The card that corrupted on me was not the brand I usually use or the brand that I have been buying in the last year or two. And while things can still go wrong with any brand of card, it truly is worth the investment to purchase from a company you trust. I now shoot only with SanDisk cards. Here is a great article from Zach & Jody Gray about SanDisk and other card issues called, “Why your CF card might fail at your next shoot“.

3. Replace your memory cards.

Memory cards are one of those annoying things to replace. Nothing is wrong with the ones you are using and so it often seems like a waste of money to spend hundreds of dollars on a new set of memory cards. But think about how much you use them and what kinds of irreplaceable, valuable imagery they are recording. Work it into your cost of doing business and replace your memory cards every year. I like to replace mine in the winter since that’s when I do a clean sweep of my inventory and equipment. As a bonus, there are often great sales on Cyber Monday which makes it a great time to stock up.

4. Don’t put all your eggs in one basket.

I know every photographer does this a little differently, but my go-to card size is 16GB. Some photographers I know shoot on 64GB and some swear by 8GB, but 16GB is perfect for me and I won’t go any larger than that. If a card corrupts or gets lost or is stolen by ninjas, I want to be able to still have a large amount of the wedding or shoot saved on other cards. In the situation that happened to me above, I was shooting on a 32GB which had allowed me to shoot hours of the day on that one card without running out of space. When I thought I had lost all of those images, it was devastating to think of just how many important images there had been on that card. Change cards often. If you can’t remember to change cards, get smaller sized cards so that you literally HAVE to stop shooting and get a new memory card.

5. Format your cards prior to each shoot. 

This is a personal rule of mine. I have it worked into my checklist so that before each wedding, I format all of the cards. Formatting is kind of like restarting a computer–“have you turned it off and back on again?”–it refreshes the card and gives you a clean slate. (Always make sure you’ve saved the files to your computer before formatting over those files!)

6. Keep your cards safe. 

There are lots of option for carrying your cards. My favorite is this Think Tank pocket holder. If you have your cards all willy-nilly in your camera bag in their plastic retailer cases, you need to think about switching to something more organized. I even labeled the inside of my case so that I knew where the full cards and empty cards are so there is no confusion as well as turning the full cards backwards in the case and the empty cards facing forward. Word to the wise, keep your cards on you if possible. If your camera bag gets stolen, you don’t want to lose your memory cards with it. Insurance can help replace your equipment, but it can’t replace those images.

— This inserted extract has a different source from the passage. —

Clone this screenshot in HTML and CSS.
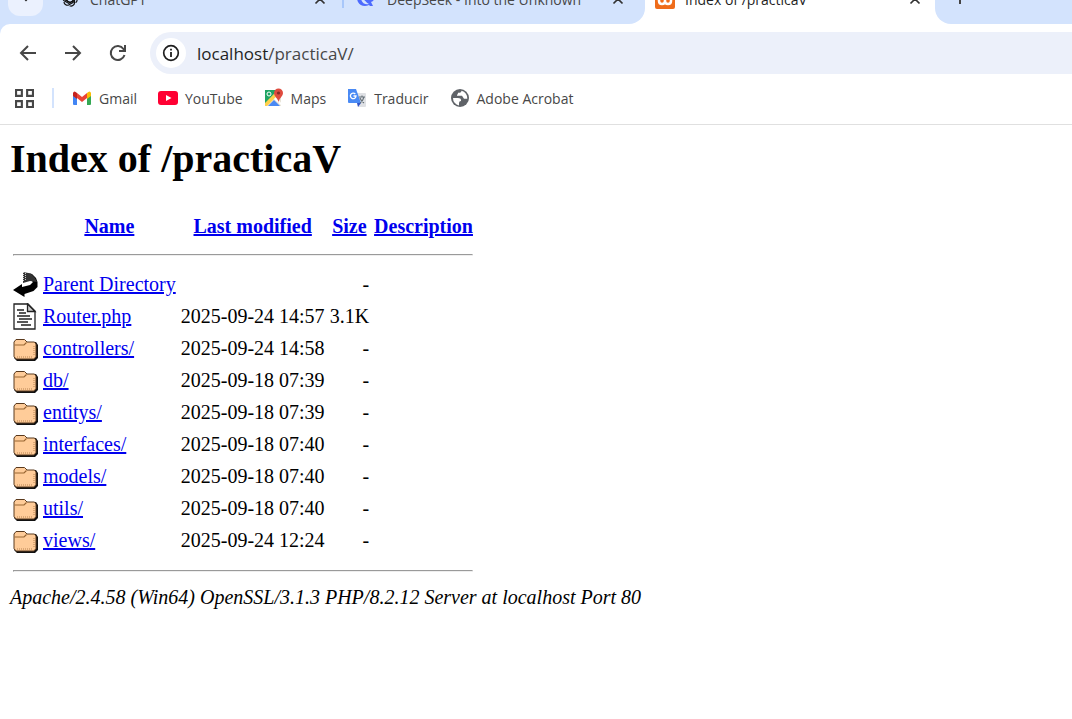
FILE: index.html
```html
<!DOCTYPE html>
<html lang="es">
<head>
<meta charset="utf-8">
<title>Index of /practicaV</title>
<link rel="stylesheet" href="styles.css">
</head>
<body>
<svg class="defs" aria-hidden="true">
  <symbol id="folder" viewBox="0 0 25 27">
    <path d="M3 7l2-2h7l2 2h9l2 3v13l-3 3H4l-3-3z" fill="#111"/>
    <path d="M1 7l2-2.500h8.500L14 7h7.500L23 9v12.500L21 24H3l-2-2.500z" fill="#ffcc99" stroke="#5a3a1e" stroke-width="1"/>
    <path d="M1.500 10h9.500l2.500-2.500" fill="none" stroke="#996633" stroke-width="1.200"/>
    <path d="M4 22h16M21 11v10" stroke="#b98350" stroke-width="1" stroke-dasharray="1 1"/>
  </symbol>
  <symbol id="close" viewBox="0 0 12 12">
    <path d="M1.500 1.500l9 9M10.500 1.500l-9 9" stroke="currentColor" stroke-width="1.700"/>
  </symbol>
</svg>

<header class="browser">
  <div class="strip">
    <div class="inactive-tabs">
      <button class="tab-search" aria-label="Buscar pestañas"><svg width="12" height="8" viewBox="0 0 12 8"><path d="M2 1l4 4 4-4" fill="none" stroke="#222" stroke-width="2"/></svg></button>
      <div class="tab tab-first">
        <svg width="18" height="18" viewBox="0 0 18 18" fill="none" stroke="#111" stroke-width="1.200"><g id="petal"><path d="M9 5.500l3.200 1.800v5L8 14.800A3.400 3.400 0 0 1 3 12"/></g><use href="#petal" transform="rotate(60 9 9)"/><use href="#petal" transform="rotate(120 9 9)"/><use href="#petal" transform="rotate(180 9 9)"/><use href="#petal" transform="rotate(240 9 9)"/><use href="#petal" transform="rotate(300 9 9)"/></svg>
        <span class="tab-title">ChatGPT</span>
        <button class="close" aria-label="Cerrar ChatGPT"><svg width="12" height="12"><use href="#close"/></svg></button>
      </div>
      <span class="tab-rule"></span>
      <div class="tab tab-second">
        <svg width="18" height="18" viewBox="0 0 18 18"><path d="M1 7c1-3 5-4 8-2 2 1 3 3 4 4 2 0 3-2 4-4 1 4 0 6-3 7l2 4h-3l-1-1c-4 2-9 1-11-3C0 10 0 8 1 7z" fill="#4d6bfe"/><path d="M4 9c3-1 5 4 8 5-4 1-7-1-8-5z" fill="#d3e3fd"/></svg>
        <span class="tab-title">DeepSeek - Into the Unknown</span>
        <button class="close" aria-label="Cerrar DeepSeek"><svg width="12" height="12"><use href="#close"/></svg></button>
      </div>
    </div>
    <div class="tab tab-active">
      <svg width="20" height="20" viewBox="0 0 20 20"><rect width="20" height="20" rx="2" fill="#ef6c1a"/><path d="M7 5q-3 0-3 5v2q0 3 3 3t3-3v-2M10 12q0 3 3 3t3-3v-2q0-5-3-5" fill="none" stroke="#fff" stroke-width="2.500" stroke-linecap="round"/></svg>
      <span class="tab-title">Index of /practicaV</span>
      <button class="close" aria-label="Cerrar Index of"><svg width="12" height="12"><use href="#close"/></svg></button>
    </div>
    <div class="strip-end">
      <button class="new-tab" aria-label="Nueva pestaña"><svg width="14" height="14" viewBox="0 0 14 14"><path d="M7 0v12M1 6h12" stroke="#444" stroke-width="2"/></svg></button>
    </div>
  </div>

  <div class="bars">
    <div class="toolbar">
      <button class="nav" aria-label="Atrás"><svg width="18" height="18" viewBox="0 0 18 18"><path d="M17 9H2.500M9 2L2 9l7 7"/></svg></button>
      <button class="nav" aria-label="Adelante"><svg width="18" height="18" viewBox="0 0 18 18"><path d="M1 9h14.500M9 2l7 7-7 7"/></svg></button>
      <button class="nav" aria-label="Recargar"><svg width="18" height="18" viewBox="0 0 18 18"><path d="M15.500 11A7 7 0 1 1 14.500 5L16 6.500M16 1v6h-6"/></svg></button>
      <div class="address">
        <button class="info" aria-label="Información del sitio"><svg width="18" height="18" viewBox="0 0 18 18"><circle cx="9" cy="9" r="7.300" fill="none" stroke="#1f1f1f" stroke-width="1.700"/><path d="M9 8v5M9 4.800v1.800" stroke="#1f1f1f" stroke-width="1.800"/></svg></button>
        <a class="url" href="#"><span class="host">localhost</span>/practicaV/</a>
      </div>
    </div>
    <nav class="bookmarks" aria-label="Marcadores">
      <button class="apps" aria-label="Aplicaciones"><svg width="19" height="19" viewBox="0 0 18 18" fill="none" stroke="#474747" stroke-width="2"><path d="M1 1h5.500v5.500H1zM11.500 1H17v5.500h-5.500zM1 11.500h5.500V17H1zM11.500 11.500H17V17h-5.500z"/></svg></button>
      <span class="rule"></span>
      <a class="mark" href="#"><svg width="20" height="20" viewBox="0 0 20 20"><path d="M1 6v10q0 1 1 1h3V8z" fill="#4285f4"/><path d="M19 6v10q0 1-1 1h-3V8z" fill="#34a853"/><path d="M15 5v6l4-3V5q-1-3-4 0z" fill="#fbbc04"/><path d="M5 5v6L1 8V5q1-3 4 0z" fill="#c5221f"/><path d="M5 5l5 4 5-4v5l-5 4-5-4z" fill="#ea4335"/></svg>Gmail</a>
      <a class="mark" href="#"><svg width="20" height="20" viewBox="0 0 20 20"><rect y="3" width="20" height="14" rx="3" fill="#ff0033"/><path d="M8 7l5.500 3L8 13z" fill="#fff"/></svg>YouTube</a>
      <a class="mark" href="#"><svg width="20" height="20" viewBox="0 0 20 20"><path d="M1 2h16v16H1z" fill="#e8e4d8"/><path d="M1 2h13L1 16z" fill="#1fa463"/><path d="M1 18v-3L14 2l3 2L3 18z" fill="#ffd04b"/><path d="M4 18l6-6 6 6z" fill="#4a89f3"/><path d="M10 11l2-2 6 7v2z" fill="#fff"/><circle cx="5" cy="6" r="2" fill="none" stroke="#fff"/><path d="M14.500 15c0-5-4.500-6-4.500-10a4.500 4.500 0 0 1 9 0c0 4-4.500 5-4.500 10z" fill="#df4b3e"/><circle cx="14.500" cy="5" r="1.600" fill="#842b26"/></svg>Maps</a>
      <a class="mark" href="#"><svg width="20" height="20" viewBox="0 0 20 20"><path d="M8 5h10q1 0 1 1v12q0 1-1 1h-7z" fill="#dfe1e5"/><path d="M10 15h4l-3 4z" fill="#3153c7"/><path d="M1 1h8l5 14H2q-1 0-1-1z" fill="#4a8af4"/><path d="M8.300 6A2.800 2.800 0 1 0 9 8H6.500" fill="none" stroke="#fff" stroke-width="1.300"/><path d="M12 9h6M15 7.500V9M17 9q-1 4-4 6M13 10q1 3 4 5" fill="none" stroke="#657078" stroke-width="1.100"/></svg>Traducir</a>
      <a class="mark" href="#"><svg width="20" height="20" viewBox="0 0 20 20"><circle cx="10" cy="10" r="9" fill="#5f6368"/><path d="M3 10h5q3 0 3 2v1q-2 0-2 2v2.500A7.500 7.500 0 0 1 3 10zM11.500 2.800q0 2-2 2H8q0 2-1 2v1h5l2 3h3.300a7.500 7.500 0 0 0-5.800-8z" fill="#fff"/></svg>Adobe Acrobat</a>
    </nav>
  </div>
</header>

<main class="page">
  <h1>Index of /practicaV</h1>
  <table>
    <thead>
      <tr class="heads"><td></td><th><a href="#">Name</a></th><th><a href="#">Last modified</a></th><th><a href="#">Size</a></th><th><a href="#">Description</a></th></tr>
      <tr><td colspan="5"><hr></td></tr>
    </thead>
    <tbody>
      <tr><td><svg class="icon" viewBox="0 0 25 27"><path d="M10 2l9 1 4 4 1.500 4v5l-4 4-9 3v3L0 19l9-6v3l8-2 3-3z" fill="#000"/><path d="M10 1l8 1.500 4 4.500 2 4-7-1-7 2z" fill="#333"/><path d="M10.500 1v10M12.500 2v8" stroke="#ccc" stroke-dasharray="1 1"/></svg></td><td><a href="#">Parent Directory</a></td><td></td><td class="num">-</td><td></td></tr>
      <tr><td><svg class="icon" viewBox="0 0 25 27"><path d="M1 1h14l7 7v18H1z" fill="#fff" stroke="#222" stroke-width="1.300"/><path d="M14.500 1v7.500h7.500z" fill="#ccc" stroke="#222" stroke-width="1.300"/><path d="M4 7h7M6 10h7M4 13h13M6 16h13M4 19h11M8 22h10" stroke="#222" stroke-width="1.600"/></svg></td><td><a href="#">Router.php</a></td><td class="num">2025-09-24 14:57</td><td class="num">3.1K</td><td></td></tr>
      <tr><td><svg class="icon"><use href="#folder"/></svg></td><td><a href="#">controllers/</a></td><td class="num">2025-09-24 14:58</td><td class="num">-</td><td></td></tr>
      <tr><td><svg class="icon"><use href="#folder"/></svg></td><td><a href="#">db/</a></td><td class="num">2025-09-18 07:39</td><td class="num">-</td><td></td></tr>
      <tr><td><svg class="icon"><use href="#folder"/></svg></td><td><a href="#">entitys/</a></td><td class="num">2025-09-18 07:39</td><td class="num">-</td><td></td></tr>
      <tr><td><svg class="icon"><use href="#folder"/></svg></td><td><a href="#">interfaces/</a></td><td class="num">2025-09-18 07:40</td><td class="num">-</td><td></td></tr>
      <tr><td><svg class="icon"><use href="#folder"/></svg></td><td><a href="#">models/</a></td><td class="num">2025-09-18 07:40</td><td class="num">-</td><td></td></tr>
      <tr><td><svg class="icon"><use href="#folder"/></svg></td><td><a href="#">utils/</a></td><td class="num">2025-09-18 07:40</td><td class="num">-</td><td></td></tr>
      <tr><td><svg class="icon"><use href="#folder"/></svg></td><td><a href="#">views/</a></td><td class="num">2025-09-24 12:24</td><td class="num">-</td><td></td></tr>
    </tbody>
    <tfoot>
      <tr><td colspan="5"><hr></td></tr>
    </tfoot>
  </table>
  <address>Apache/2.4.58 (Win64) OpenSSL/3.1.3 PHP/8.2.12 Server at localhost Port 80</address>
</main>
</body>
</html>
```
FILE: styles.css
```css
* { box-sizing: border-box; }
body { margin: 0; background: #fff; color: #000; font: 20px "Liberation Serif", serif; }
button { border: 0; padding: 0; background: none; display: flex; align-items: center; justify-content: center; flex: none; }
svg { flex: none; }
.defs { display: none; }

.browser { font: 14px "Open Sans", "Noto Sans", sans-serif; color: #474747; border-bottom: 1px solid #e0e0e0; }
.strip { display: flex; align-items: flex-end; height: 24px; overflow: hidden; }
.inactive-tabs { display: flex; align-items: center; width: 645px; height: 50px; padding-left: 8px; background: #d3e3fd; border-bottom-right-radius: 16px; }
.tab-search { width: 35px; height: 34px; border-radius: 12px; background: #ebf1fe; }
.tab { display: flex; align-items: center; gap: 11px; height: 50px; }
.tab-first { width: 265px; margin-left: 18px; }
.tab-title { flex: 1; white-space: nowrap; }
.close { width: 12px; height: 12px; color: #333; }
.tab-rule { width: 2px; height: 18px; margin: 0 13px 0 16px; background: #a8c7fa; }
.tab-second { width: 267px; gap: 12px; }
.tab-active { width: 290px; padding: 0 14px 0 10px; gap: 10px; color: #1f1f1f; }
.strip-end { flex: 1; display: flex; align-items: center; height: 50px; padding-left: 18px; background: #d3e3fd; border-bottom-left-radius: 16px; }

.bars { background: linear-gradient(#d3e3fd 12px, #fff 12px); }
.toolbar { display: flex; align-items: center; height: 58px; padding-left: 5px; background: #fff; border-top-left-radius: 10px; }
.nav { width: 45px; height: 36px; }
.nav svg { fill: none; stroke: #474747; stroke-width: 2; }
.address { flex: 1; display: flex; align-items: center; gap: 11px; height: 42px; margin-left: 10px; padding-left: 6px; background: #ecf0fa; border-radius: 21px 0 0 21px; }
.info { width: 30px; height: 30px; border-radius: 50%; background: #fff; }
.url { font-size: 17px; color: #474747; text-decoration: none; }
.host { color: #1f1f1f; }
.bookmarks { display: flex; align-items: center; height: 42px; padding: 0 15px 10px; }
.rule { width: 2px; height: 20px; margin: 0 18px; background: #d3e3fd; }
.mark { display: flex; align-items: center; gap: 7px; margin-right: 21px; color: #474747; text-decoration: none; }

.page { padding: 11px 9px; }
.page a { color: #0000ee; }
h1 { margin: 0 0 29px 1px; font-size: 40px; line-height: 46px; }
table { border-spacing: 3px; }
td, th { padding: 1px; line-height: 23px; white-space: nowrap; }
.num { text-align: right; }
.icon { display: block; width: 25px; height: 27px; }
hr { margin: 11px 0 10px; }
address { margin-left: 1px; line-height: 23px; }
```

7. Upload your images to more than one drive.

When transferring images from the cards to my computer, I have the files saved to two separate hard drives. (Photo Mechanic makes this super easy to do during importing.) If one hard drive would crash, I have the raw files saved to another one and nothing is lost.

8. Edit your files quickly and store safely off location.

Not only do I like to have a quick turn-around time for my editing because I want my clients to enjoy their images and because I don’t like to sit around on unfinished work. I actually also do this because as soon as I’ve edited the photos, I upload them to PASS, my online gallery sharing system, and those final, curated, edited images are now safe in yet another place, this time outside of my home. If a disaster would strike my physical house, I’ve got all my clients images saved in cloud-based storage. It’s yet another level of protection.

9. If your card corrupts, find a reputable program, company, or system to try to rescue the images.

Like I said, I used Photo Rescue. It was an online download so I didn’t have to wait for the mail to come (and several more sleepless nights). The initial download is free and then if it finds the images you are looking for, it’s $29 to save those images to your computer. Small change for what I was willing to pay in the moment… One of the first things that it told me to do was NOT to keep trying to get the card to read. The more you do that, the worse it can corrupt. It actually read the card once and then worked from that initial reading to find the images so that it didn’t overwork the corrupt card.

Also, if the first reading doesn’t bring your images up, don’t panic! Try the advanced reading. That was the one that ended up finding all of my missing files.

Other suggestions were: Card Rescue and SanDisk Rescue Pro

10. If you think it won’t happen to you, it will. 

Never count yourself luckier than you are. Technology fails us once in a while. Put measures in place so that you are backed up and prepared when it does.